U.S. experts are still examining the data to see if any information about its last location could be extracted, a source close to the investigation told Reuters. Malaysia's civil aviation chief confirmed on Friday the government was working with U.S. investigators to establish if there was any satellite information that could help locate the airliner.
Last radar sighting
The last sighting of the aircraft on civilian radar screens came shortly before 1:30 a.m. on Saturday, less than an hour after take-off. It was flying as scheduled across the mouth of the Gulf of Thailand on the eastern side of peninsular Malaysia, heading toward Beijing.
However, Malaysia's air force chief said on Wednesday that an aircraft that could have been the missing plane was plotted on military radar at 2:15 a.m., 320 kilometres northwest of Penang Island off Malaysia's west coast.
This position marks the limit of Malaysia's military radar in that part of the country, a fourth source familiar with the investigation told Reuters.
Malaysia says it has asked neighbouring countries for their radar data but has not confirmed receiving the information. Indonesian and Thai authorities said on Friday they had not received an official request for such data from Malaysia.

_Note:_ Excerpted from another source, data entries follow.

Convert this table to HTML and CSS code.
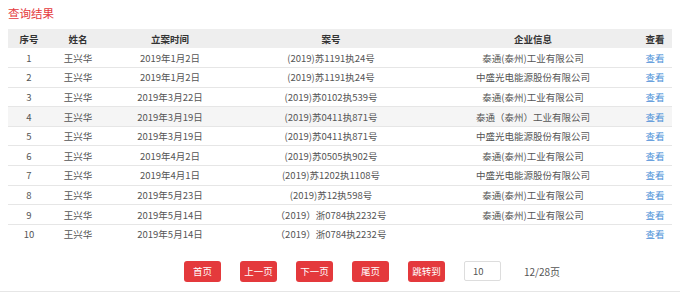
FILE: index.html
```html
<!DOCTYPE html>
<html lang="zh-CN">
<head>
    <meta charset="UTF-8">
    <meta name="viewport" content="width=device-width, initial-scale=1.0">
    <title>查询结果</title>
    <link rel="stylesheet" href="styles.css">
</head>
<body>
    <div class="result">
        <h2 class="result-title">查询结果</h2>

        <table class="result-table">
            <colgroup>
                <col class="c-no">
                <col class="c-name">
                <col class="c-date">
                <col class="c-case">
                <col class="c-company">
                <col class="c-view">
            </colgroup>
            <thead>
                <tr>
                    <th>序号</th>
                    <th>姓名</th>
                    <th>立案时间</th>
                    <th>案号</th>
                    <th>企业信息</th>
                    <th>查看</th>
                </tr>
            </thead>
            <tbody>
                <tr>
                    <td>1</td><td>王兴华</td><td>2019年1月2日</td><td>(2019)苏1191执24号</td>
                    <td>泰通(泰州)工业有限公司</td><td><a href="#">查看</a></td>
                </tr>
                <tr>
                    <td>2</td><td>王兴华</td><td>2019年1月2日</td><td>(2019)苏1191执24号</td>
                    <td>中盛光电能源股份有限公司</td><td><a href="#">查看</a></td>
                </tr>
                <tr>
                    <td>3</td><td>王兴华</td><td>2019年3月22日</td><td>(2019)苏0102执539号</td>
                    <td>泰通(泰州)工业有限公司</td><td><a href="#">查看</a></td>
                </tr>
                <tr class="hover">
                    <td>4</td><td>王兴华</td><td>2019年3月19日</td><td>(2019)苏0411执871号</td>
                    <td>泰通（泰州）工业有限公司</td><td><a href="#">查看</a></td>
                </tr>
                <tr>
                    <td>5</td><td>王兴华</td><td>2019年3月19日</td><td>(2019)苏0411执871号</td>
                    <td>中盛光电能源股份有限公司</td><td><a href="#">查看</a></td>
                </tr>
                <tr>
                    <td>6</td><td>王兴华</td><td>2019年4月2日</td><td>(2019)苏0505执902号</td>
                    <td>泰通(泰州)工业有限公司</td><td><a href="#">查看</a></td>
                </tr>
                <tr>
                    <td>7</td><td>王兴华</td><td>2019年4月1日</td><td>(2019)苏1202执1108号</td>
                    <td>中盛光电能源股份有限公司</td><td><a href="#">查看</a></td>
                </tr>
                <tr>
                    <td>8</td><td>王兴华</td><td>2019年5月23日</td><td>(2019)苏12执598号</td>
                    <td>泰通(泰州)工业有限公司</td><td><a href="#">查看</a></td>
                </tr>
                <tr>
                    <td>9</td><td>王兴华</td><td>2019年5月14日</td><td>（2019）浙0784执2232号</td>
                    <td>泰通(泰州)工业有限公司</td><td><a href="#">查看</a></td>
                </tr>
                <tr>
                    <td>10</td><td>王兴华</td><td>2019年5月14日</td><td>（2019）浙0784执2232号</td>
                    <td></td><td><a href="#">查看</a></td>
                </tr>
            </tbody>
        </table>

        <div class="pager">
            <button class="pager-btn">首页</button>
            <button class="pager-btn">上一页</button>
            <button class="pager-btn">下一页</button>
            <button class="pager-btn">尾页</button>
            <button class="pager-btn">跳转到</button>
            <input class="pager-input" type="text" value="10">
            <span class="pager-info">12/28页</span>
        </div>
    </div>
</body>
</html>
```

FILE: styles.css
```css
body {
    margin: 0;
    font-family: "Noto Sans CJK SC", "Liberation Sans", sans-serif;
    font-size: 9.5px;
    color: #555;
    background: #fff;
}
.result {
    padding: 0 8px;
    border-bottom: 1px solid #e6e6e6;
    height: 291px;
}
.result-title {
    margin: 0;
    padding-top: 5px;
    height: 24px;
    font-size: 11.5px;
    font-weight: normal;
    line-height: 16px;
    color: #e4393c;
}
.result-table {
    width: 100%;
    border-collapse: collapse;
    table-layout: fixed;
}
.c-no { width: 42px; }
.c-name { width: 56px; }
.c-date { width: 128px; }
.c-case { width: 194px; }
.c-company { width: 210px; }
.c-view { width: 34px; }
.result-table th {
    height: 19px;
    padding: 0;
    background: #eee;
    color: #333;
    font-weight: bold;
    text-align: center;
}
.result-table td {
    height: 19.6px;
    padding: 0;
    text-align: center;
    border-top: 1px solid #e6e6e6;
    box-sizing: border-box;
}
.result-table tbody tr:first-child td {
    border-top: none;
}
.result-table tr.hover td {
    background: #f5f5f5;
}
.result-table a {
    color: #4a8fd8;
    text-decoration: none;
}
.pager {
    display: flex;
    align-items: center;
    gap: 19px;
    margin-top: 17px;
    padding-left: 176px;
}
.pager-btn {
    width: 37px;
    height: 21px;
    padding: 0;
    border: none;
    border-radius: 3px;
    background: #e4393c;
    color: #fff;
    font-family: inherit;
    font-size: 9.5px;
    cursor: pointer;
}
.pager-input {
    width: 37px;
    height: 20px;
    box-sizing: border-box;
    padding: 0 0 0 8px;
    border: 1px solid #ddd;
    border-radius: 2px;
    font-family: inherit;
    font-size: 9.5px;
    color: #555;
}
.pager-info {
    margin-left: 4px;
    font-size: 10px;
}
```
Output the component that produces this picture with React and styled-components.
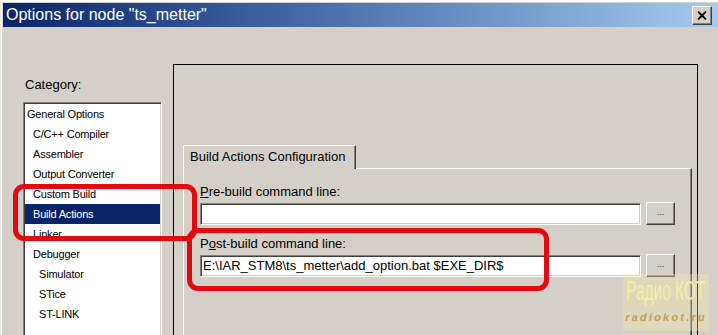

The fact that the plane — if it was MH370 — had lost contact with air traffic control and was invisible to civilian radar suggested someone on board had turned off its communication systems, the first two sources said.
They also gave new details on the direction in which the unidentified aircraft spotted on the military's radar was heading — saying it was following aviation corridors identified on maps used by pilots as N571 and P628, routes used by commercial planes flying from Southeast Asia to the Middle East or Europe.
Hishammuddin said it remained unclear if that aircraft was MH370. "We need to get verification, and we are working very closely with the experts," he said.
Haze affecting search
Ships and aircraft are now combing a vast search area that had already been widened to cover both sides of the Malay Peninsula and the Andaman Sea.
An already difficult search task has been complicated in some areas by a choking haze caused by burning forest and farmland that has enveloped much of Malaysia and spilled into the Strait of Malacca. The haze, exacerbated by a prolonged dry spell, has reached hazardous levels in several spots.
"The haze will affect the search and rescue operations, for sure," Amirzudi Hashim, a senior meteorologist at the National Weather Centre, told Reuters. "The visibility at the ground level has dropped to less than three kilometres."
India had deployed ships, planes and helicopters from the remote Andaman and Nicobar Islands, at the juncture of the Bay of Bengal and the Andaman Sea, an Indian military spokesman, Harmeet Singh, said on Friday.